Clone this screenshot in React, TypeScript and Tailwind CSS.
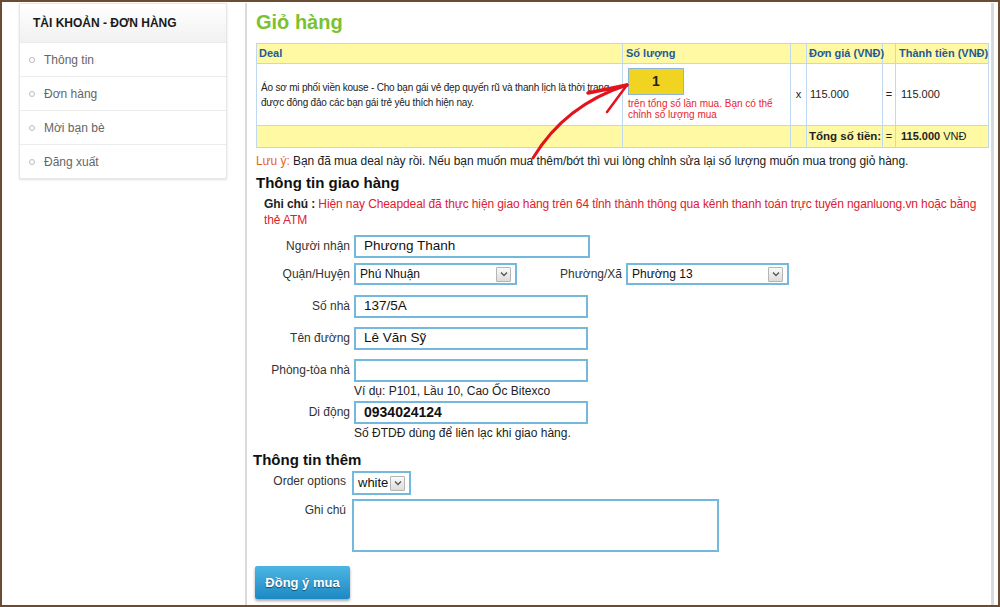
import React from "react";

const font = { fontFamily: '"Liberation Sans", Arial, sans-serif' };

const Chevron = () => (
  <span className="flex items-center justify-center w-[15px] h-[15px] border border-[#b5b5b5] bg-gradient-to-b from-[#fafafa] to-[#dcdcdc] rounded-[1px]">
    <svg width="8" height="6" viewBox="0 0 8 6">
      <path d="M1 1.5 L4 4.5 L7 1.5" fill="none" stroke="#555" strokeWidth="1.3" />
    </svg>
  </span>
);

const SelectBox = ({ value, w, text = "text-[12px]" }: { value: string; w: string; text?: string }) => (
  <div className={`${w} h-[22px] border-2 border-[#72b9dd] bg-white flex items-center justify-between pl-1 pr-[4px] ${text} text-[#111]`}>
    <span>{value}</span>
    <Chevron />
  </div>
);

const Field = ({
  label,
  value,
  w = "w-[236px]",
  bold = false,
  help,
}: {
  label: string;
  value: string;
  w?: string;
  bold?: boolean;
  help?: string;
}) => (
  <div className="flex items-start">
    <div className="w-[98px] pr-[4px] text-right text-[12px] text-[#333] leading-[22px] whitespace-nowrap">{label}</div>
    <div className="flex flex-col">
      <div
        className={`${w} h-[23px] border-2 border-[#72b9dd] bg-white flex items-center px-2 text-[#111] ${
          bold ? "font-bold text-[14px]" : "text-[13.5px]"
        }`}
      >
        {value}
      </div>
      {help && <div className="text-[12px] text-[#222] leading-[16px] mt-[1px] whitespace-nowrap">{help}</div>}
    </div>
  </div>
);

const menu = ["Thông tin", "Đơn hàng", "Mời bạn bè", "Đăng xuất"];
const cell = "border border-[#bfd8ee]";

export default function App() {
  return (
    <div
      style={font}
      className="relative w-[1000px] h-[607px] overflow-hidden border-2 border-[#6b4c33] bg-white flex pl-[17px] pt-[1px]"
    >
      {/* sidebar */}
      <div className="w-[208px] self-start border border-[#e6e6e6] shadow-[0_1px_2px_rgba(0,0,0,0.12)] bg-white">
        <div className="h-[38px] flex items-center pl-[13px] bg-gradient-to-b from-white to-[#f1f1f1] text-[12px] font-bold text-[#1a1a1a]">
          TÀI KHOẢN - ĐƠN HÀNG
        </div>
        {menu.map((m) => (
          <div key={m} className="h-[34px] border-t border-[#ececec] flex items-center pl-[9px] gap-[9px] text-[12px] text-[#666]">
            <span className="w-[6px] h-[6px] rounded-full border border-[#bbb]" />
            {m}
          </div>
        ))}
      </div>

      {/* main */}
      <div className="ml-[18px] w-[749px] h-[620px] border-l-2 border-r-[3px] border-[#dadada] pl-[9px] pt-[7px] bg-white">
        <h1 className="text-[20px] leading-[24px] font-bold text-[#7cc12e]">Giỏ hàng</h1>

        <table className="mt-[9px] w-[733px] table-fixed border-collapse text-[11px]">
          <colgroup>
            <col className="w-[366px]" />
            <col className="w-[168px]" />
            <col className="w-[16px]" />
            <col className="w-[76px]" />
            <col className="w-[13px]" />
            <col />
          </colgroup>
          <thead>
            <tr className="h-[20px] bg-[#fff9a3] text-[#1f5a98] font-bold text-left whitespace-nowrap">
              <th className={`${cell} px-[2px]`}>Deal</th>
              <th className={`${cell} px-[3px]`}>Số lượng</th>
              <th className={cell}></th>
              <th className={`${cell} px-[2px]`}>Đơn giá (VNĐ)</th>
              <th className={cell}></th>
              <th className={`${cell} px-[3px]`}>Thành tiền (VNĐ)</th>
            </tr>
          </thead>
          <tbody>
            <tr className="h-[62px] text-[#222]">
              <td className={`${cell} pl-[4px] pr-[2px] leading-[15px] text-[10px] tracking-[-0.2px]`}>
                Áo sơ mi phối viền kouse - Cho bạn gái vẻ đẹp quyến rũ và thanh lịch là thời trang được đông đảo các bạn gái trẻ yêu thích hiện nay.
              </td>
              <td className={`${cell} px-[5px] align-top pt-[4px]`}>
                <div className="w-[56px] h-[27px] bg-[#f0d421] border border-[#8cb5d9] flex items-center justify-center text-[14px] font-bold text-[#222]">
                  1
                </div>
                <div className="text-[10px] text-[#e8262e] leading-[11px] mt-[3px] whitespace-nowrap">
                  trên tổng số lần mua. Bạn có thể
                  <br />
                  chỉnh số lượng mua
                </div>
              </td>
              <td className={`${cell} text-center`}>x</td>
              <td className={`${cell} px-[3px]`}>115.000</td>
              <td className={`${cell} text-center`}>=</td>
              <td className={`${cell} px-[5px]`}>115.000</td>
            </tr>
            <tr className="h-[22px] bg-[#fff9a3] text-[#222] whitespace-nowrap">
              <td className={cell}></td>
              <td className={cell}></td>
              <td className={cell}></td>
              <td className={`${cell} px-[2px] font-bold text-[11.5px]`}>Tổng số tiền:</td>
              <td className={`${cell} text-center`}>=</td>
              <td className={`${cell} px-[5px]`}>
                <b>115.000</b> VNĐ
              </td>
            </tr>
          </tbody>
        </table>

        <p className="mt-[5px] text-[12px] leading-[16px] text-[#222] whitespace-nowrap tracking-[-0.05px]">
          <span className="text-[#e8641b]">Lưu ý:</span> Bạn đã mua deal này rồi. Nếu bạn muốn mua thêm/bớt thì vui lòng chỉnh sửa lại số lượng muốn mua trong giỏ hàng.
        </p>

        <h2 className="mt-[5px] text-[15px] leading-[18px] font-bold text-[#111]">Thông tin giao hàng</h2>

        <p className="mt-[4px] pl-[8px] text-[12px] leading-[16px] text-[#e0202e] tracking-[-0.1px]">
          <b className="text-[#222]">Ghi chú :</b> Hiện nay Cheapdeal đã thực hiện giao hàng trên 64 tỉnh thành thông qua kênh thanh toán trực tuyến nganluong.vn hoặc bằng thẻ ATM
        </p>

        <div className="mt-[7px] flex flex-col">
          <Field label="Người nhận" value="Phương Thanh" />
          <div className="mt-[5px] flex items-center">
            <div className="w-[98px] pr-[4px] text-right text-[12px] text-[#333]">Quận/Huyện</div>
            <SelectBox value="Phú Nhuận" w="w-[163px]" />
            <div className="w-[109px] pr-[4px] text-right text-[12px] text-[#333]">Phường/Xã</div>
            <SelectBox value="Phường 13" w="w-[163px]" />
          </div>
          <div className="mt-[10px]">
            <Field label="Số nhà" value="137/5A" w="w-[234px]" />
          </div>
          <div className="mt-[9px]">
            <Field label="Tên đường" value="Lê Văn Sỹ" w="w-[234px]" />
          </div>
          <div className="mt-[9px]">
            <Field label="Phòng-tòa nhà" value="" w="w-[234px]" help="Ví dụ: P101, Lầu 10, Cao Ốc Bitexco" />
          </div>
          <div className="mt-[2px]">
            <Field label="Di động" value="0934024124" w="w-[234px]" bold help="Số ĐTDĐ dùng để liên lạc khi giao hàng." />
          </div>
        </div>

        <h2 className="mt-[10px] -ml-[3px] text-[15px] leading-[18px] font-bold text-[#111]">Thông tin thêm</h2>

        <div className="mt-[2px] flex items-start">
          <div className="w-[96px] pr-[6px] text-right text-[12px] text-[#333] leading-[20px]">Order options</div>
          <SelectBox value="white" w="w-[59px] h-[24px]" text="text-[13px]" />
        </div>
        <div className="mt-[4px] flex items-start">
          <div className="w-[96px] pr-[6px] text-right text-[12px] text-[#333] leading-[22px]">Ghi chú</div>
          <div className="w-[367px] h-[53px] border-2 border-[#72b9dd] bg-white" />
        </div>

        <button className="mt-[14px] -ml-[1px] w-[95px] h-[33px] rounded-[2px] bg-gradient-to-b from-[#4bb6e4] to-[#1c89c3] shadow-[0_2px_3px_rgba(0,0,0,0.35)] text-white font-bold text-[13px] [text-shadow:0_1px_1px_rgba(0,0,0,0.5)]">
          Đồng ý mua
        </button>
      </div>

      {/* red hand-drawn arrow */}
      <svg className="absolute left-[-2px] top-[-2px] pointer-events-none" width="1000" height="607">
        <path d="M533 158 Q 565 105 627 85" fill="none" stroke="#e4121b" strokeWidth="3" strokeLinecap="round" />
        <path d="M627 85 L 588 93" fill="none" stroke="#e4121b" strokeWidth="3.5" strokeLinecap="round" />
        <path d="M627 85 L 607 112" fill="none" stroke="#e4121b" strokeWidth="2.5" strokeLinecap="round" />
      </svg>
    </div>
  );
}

What is asked —
Show the lines of the data that hold the word "React".

Answer —
Clone this screenshot in React, TypeScript and Tailwind CSS.
import React from "react";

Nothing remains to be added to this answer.